Totally agree. I recall seeing TV shows about families hit hard by the recent economic downturn. Some of them included multiple families moving into the house of one of them who had not suffered as much financially. In some of these segments, the boardering families included infant children who were born after they moved into the house and at least a year after the breadwinner(s) lost his or their job(s). I would scream at the TV, "WHY did you have another kid when you were already struggling so much financially?" I have no sympathy for people who intentionally worsen their economic situations with this kind of irresponsible behavior.
 
Poverty is not a cause of the problem. Many children are raised in poor surroundings, but still have loving and nurturing parents that share good values onto their kids. I have also seen a number of very well off parents that do a sad job of parenting and the kids turn out to be worthless and get nowhere.

TravelOver mentioned money poor, but values rich. That says a lot right there. But, I understand what Sarah means by being too worn out from work to pay any attention to the kids. It's a vicious cycle. There's a lot of that going around.
 
We had a Guidance Counsellor where I went to high school. Back then I had no understanding of what a GC did. I had some vague notion that if you had some personal problem, bad home situation, etc. you would seek him out for help.

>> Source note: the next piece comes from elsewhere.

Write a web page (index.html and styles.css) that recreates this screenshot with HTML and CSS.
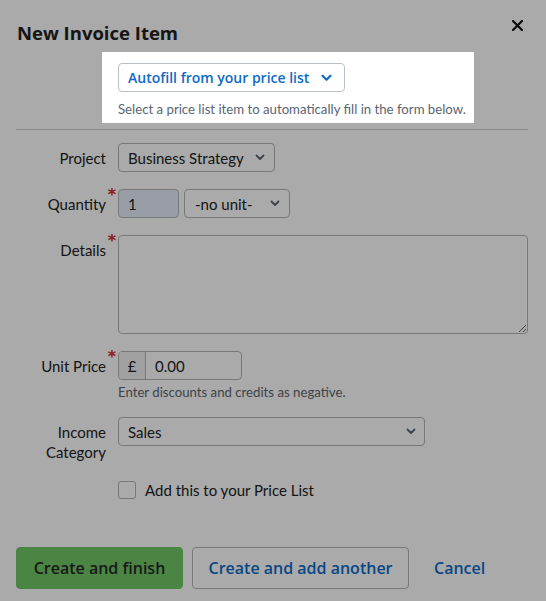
FILE: index.html
```html
<!DOCTYPE html>
<html lang="en">
<head>
<meta charset="utf-8">
<title>New Invoice Item</title>
<link rel="stylesheet" href="styles.css">
</head>
<body>
<div class="modal">
  <div class="header">
    <h1 class="title">New Invoice Item</h1>
    <span class="close" aria-label="Close">
      <svg width="11" height="11" viewBox="0 0 11 11"><path d="M1 1L10 10M10 1L1 10" stroke="#111" stroke-width="2.2" stroke-linecap="round"/></svg>
    </span>
  </div>

  <div class="spot-row">
    <div class="spotlight">
      <button class="autofill" type="button">Autofill from your price list
        <svg width="11" height="8" viewBox="0 0 11 8"><path d="M1.5 1.8L5.5 5.8L9.5 1.8" fill="none" stroke="#0d6bc9" stroke-width="2.2" stroke-linecap="round" stroke-linejoin="round"/></svg>
      </button>
      <p class="spot-hint">Select a price list item to automatically fill in the form below.</p>
    </div>
  </div>

  <hr class="divider">

  <div class="form">
    <div class="label">Project</div>
    <div class="field">
      <div class="select w-project"><span>Business Strategy</span><svg class="chev" width="10" height="7" viewBox="0 0 10 7"><path d="M1.5 1.5L5 5L8.5 1.5" fill="none" stroke="#5b6470" stroke-width="1.8" stroke-linecap="round" stroke-linejoin="round"/></svg></div>
    </div>

    <div class="label req">Quantity</div>
    <div class="field inline">
      <div class="input qty">1</div>
      <div class="select w-unit"><span>-no unit-</span><svg class="chev" width="10" height="7" viewBox="0 0 10 7"><path d="M1.5 1.5L5 5L8.5 1.5" fill="none" stroke="#5b6470" stroke-width="1.8" stroke-linecap="round" stroke-linejoin="round"/></svg></div>
    </div>

    <div class="label req">Details</div>
    <div class="field">
      <textarea class="details"></textarea>
    </div>

    <div class="label req">Unit Price</div>
    <div class="field">
      <div class="price">
        <span class="currency">£</span>
        <span class="amount">0.00</span>
      </div>
      <p class="hint">Enter discounts and credits as negative.</p>
    </div>

    <div class="label">Income<br>Category</div>
    <div class="field">
      <div class="select w-income"><span>Sales</span><svg class="chev" width="10" height="7" viewBox="0 0 10 7"><path d="M1.5 1.5L5 5L8.5 1.5" fill="none" stroke="#5b6470" stroke-width="1.8" stroke-linecap="round" stroke-linejoin="round"/></svg></div>
    </div>

    <div class="label"></div>
    <div class="field check-row">
      <span class="checkbox"></span>
      <span class="check-label">Add this to your Price List</span>
    </div>
  </div>

  <div class="actions">
    <button class="btn btn-primary" type="button">Create and finish</button>
    <button class="btn btn-secondary" type="button">Create and add another</button>
    <button class="btn btn-link" type="button">Cancel</button>
  </div>
</div>
</body>
</html>
```

FILE: styles.css
```css
html, body {
  margin: 0;
  padding: 0;
  background: #ffffff;
  overflow: hidden;
}

body {
  font-family: Lato, "Noto Sans", sans-serif;
  color: #222;
  width: 546px;
  height: 601px;
}

.modal {
  padding: 0 18px 0 16px;
}

.header {
  display: flex;
  justify-content: space-between;
  align-items: flex-start;
  padding-top: 20px;
}

.title {
  margin: 0;
  font-family: "Open Sans", "Noto Sans", sans-serif;
  font-size: 18.5px;
  font-weight: 700;
  line-height: 26px;
  padding-left: 1px;
  color: #222;
}

.close {
  display: block;
  margin-right: 5px;
  line-height: 0;
}

.spot-row {
  padding-left: 86px;
  margin-top: 6px;
}

.spotlight {
  position: relative;
  z-index: 5;
  width: 372px;
  box-sizing: border-box;
  background: #fff;
  padding: 11px 16px 6px;
  box-shadow: 0 0 0 2000px rgba(0, 0, 0, 0.335);
}

.autofill {
  display: inline-flex;
  align-items: center;
  gap: 12px;
  height: 29px;
  box-sizing: border-box;
  padding: 0 12px 0 9px;
  border: 1px solid #b9bfc6;
  border-radius: 4px;
  background: #fff;
  color: #0d6bc9;
  font-family: "Open Sans", "Noto Sans", sans-serif;
  font-size: 14px;
  font-weight: 600;
}

.spot-hint {
  margin: 9px 0 0;
  font-size: 13.2px;
  line-height: 16px;
  color: #5a6470;
  white-space: nowrap;
}

.divider {
  margin: 6px 0 0;
  border: 0;
  border-top: 1px solid #cfcfcf;
}

.form {
  display: grid;
  grid-template-columns: 90px 1fr;
  column-gap: 12px;
  row-gap: 17px;
  margin-top: 13px;
}

.label {
  position: relative;
  text-align: right;
  font-size: 15px;
  line-height: 20px;
  padding-top: 5px;
  color: #222;
}

.label.req::after {
  content: "*";
  position: absolute;
  right: -10px;
  top: -1px;
  color: #d0262a;
  font-family: "DejaVu Sans", sans-serif;
  font-size: 16px;
  font-weight: 700;
  line-height: 14px;
}

.field.inline {
  display: flex;
  gap: 5px;
}

.select, .input {
  box-sizing: border-box;
  height: 29px;
  border: 1px solid #b5b5b5;
  border-radius: 4px;
  background: #fff;
  font-size: 15px;
  color: #222;
  display: flex;
  align-items: center;
  padding: 0 9px;
}

.select {
  justify-content: space-between;
  padding-right: 9px;
}

.w-project { width: 157px; }
.w-unit { width: 106px; padding-left: 10px; }
.w-income { width: 307px; padding-right: 8px; }

.qty {
  width: 61px;
  background: #e6eefa;
}

.details {
  display: block;
  box-sizing: border-box;
  width: 410px;
  height: 99px;
  margin: 0;
  border: 1px solid #b5b5b5;
  border-radius: 4px;
  background: #fff;
  resize: vertical;
  font-family: inherit;
}

.price {
  display: flex;
  width: 124px;
  height: 29px;
  box-sizing: border-box;
  border: 1px solid #b5b5b5;
  border-radius: 4px;
  overflow: hidden;
  font-size: 15px;
}

.currency {
  width: 26px;
  display: flex;
  align-items: center;
  justify-content: center;
  background: #f0f0f0;
  border-right: 1px solid #b5b5b5;
}

.amount {
  display: flex;
  align-items: center;
  padding-left: 9px;
}

.hint {
  margin: 5px 0 0;
  font-size: 13.2px;
  line-height: 15px;
  color: #5d6670;
}

.check-row {
  display: flex;
  align-items: center;
  gap: 9px;
  margin-top: 2px;
}

.checkbox {
  width: 18px;
  height: 18px;
  box-sizing: border-box;
  border: 1px solid #b5b5b5;
  border-radius: 3px;
  background: #fff;
}

.check-label {
  font-size: 15px;
  color: #222;
}

.actions {
  display: flex;
  align-items: center;
  gap: 9px;
  margin-top: 48px;
}

.btn {
  height: 42px;
  box-sizing: border-box;
  font-family: "Open Sans", "Noto Sans", sans-serif;
  font-size: 16px;
  font-weight: 600;
  border-radius: 4px;
  padding: 0 10px;
  cursor: pointer;
  white-space: nowrap;
}

.btn-primary {
  width: 167px;
  background: #70c867;
  border: 1px solid #70c867;
  color: #262626;
}

.btn-secondary {
  width: 217px;
  background: #fff;
  border: 1px solid #b5b5b5;
  color: #0d6bc9;
}

.btn-link {
  background: transparent;
  border: 0;
  color: #0d6bc9;
  padding: 0 16px;
}
```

I was one of the top students in my class. Never, not once did he meet with me to find out my post HS plans. Sometime in the very end of my senior year, I heard or read something about scholarships, so I asked him if there were anything available for me? Nope, nada...too late to look into anything.

Now, I wonder what the man did to earn his salary? If he had no interactions with me, I'm pretty sure he was equally unhelpful to those who drifted through HS. I was "lucky" I did well in school & had a career goal. I'm sure only a small fraction of my classmates went to college right out of HS. Very few technical schools were around at that time.

I think education is much more important key to breaking the cycle of poverty. Yes a teen can start of with a big strike against her/him by having a baby too young, but given the right support & education, it might not turn out they live a life in poverty. Likely, too, they will have a lot more empathy for others' struggles.
 
I escaped my working class childhood via the Navy, then paying my way through college. I credit DW for having higher expectations for what I could achieve than I had in my early adulthood. (We married very young like many servicemen.)

Though my siblings are ok, they are not financially successful and will be wage slaves their whole life. But they are raising their children well.
 
It takes drive, determination, ambition and a proper environment to do it. Unfortunately, our social welfare system does not encourage anything but dependency.

Quoted for truth.

Even in the most poverty stricken neighborhood schools, a kid can get an education and learn. I firmly believe education is the key to get out of poverty. Parents that value education will instill this in their children and break the poverty cycle. Speaking of parents, having both parents present is a big factor in children's success; not the only and not guaranteed, but certainly can be a very positive influence.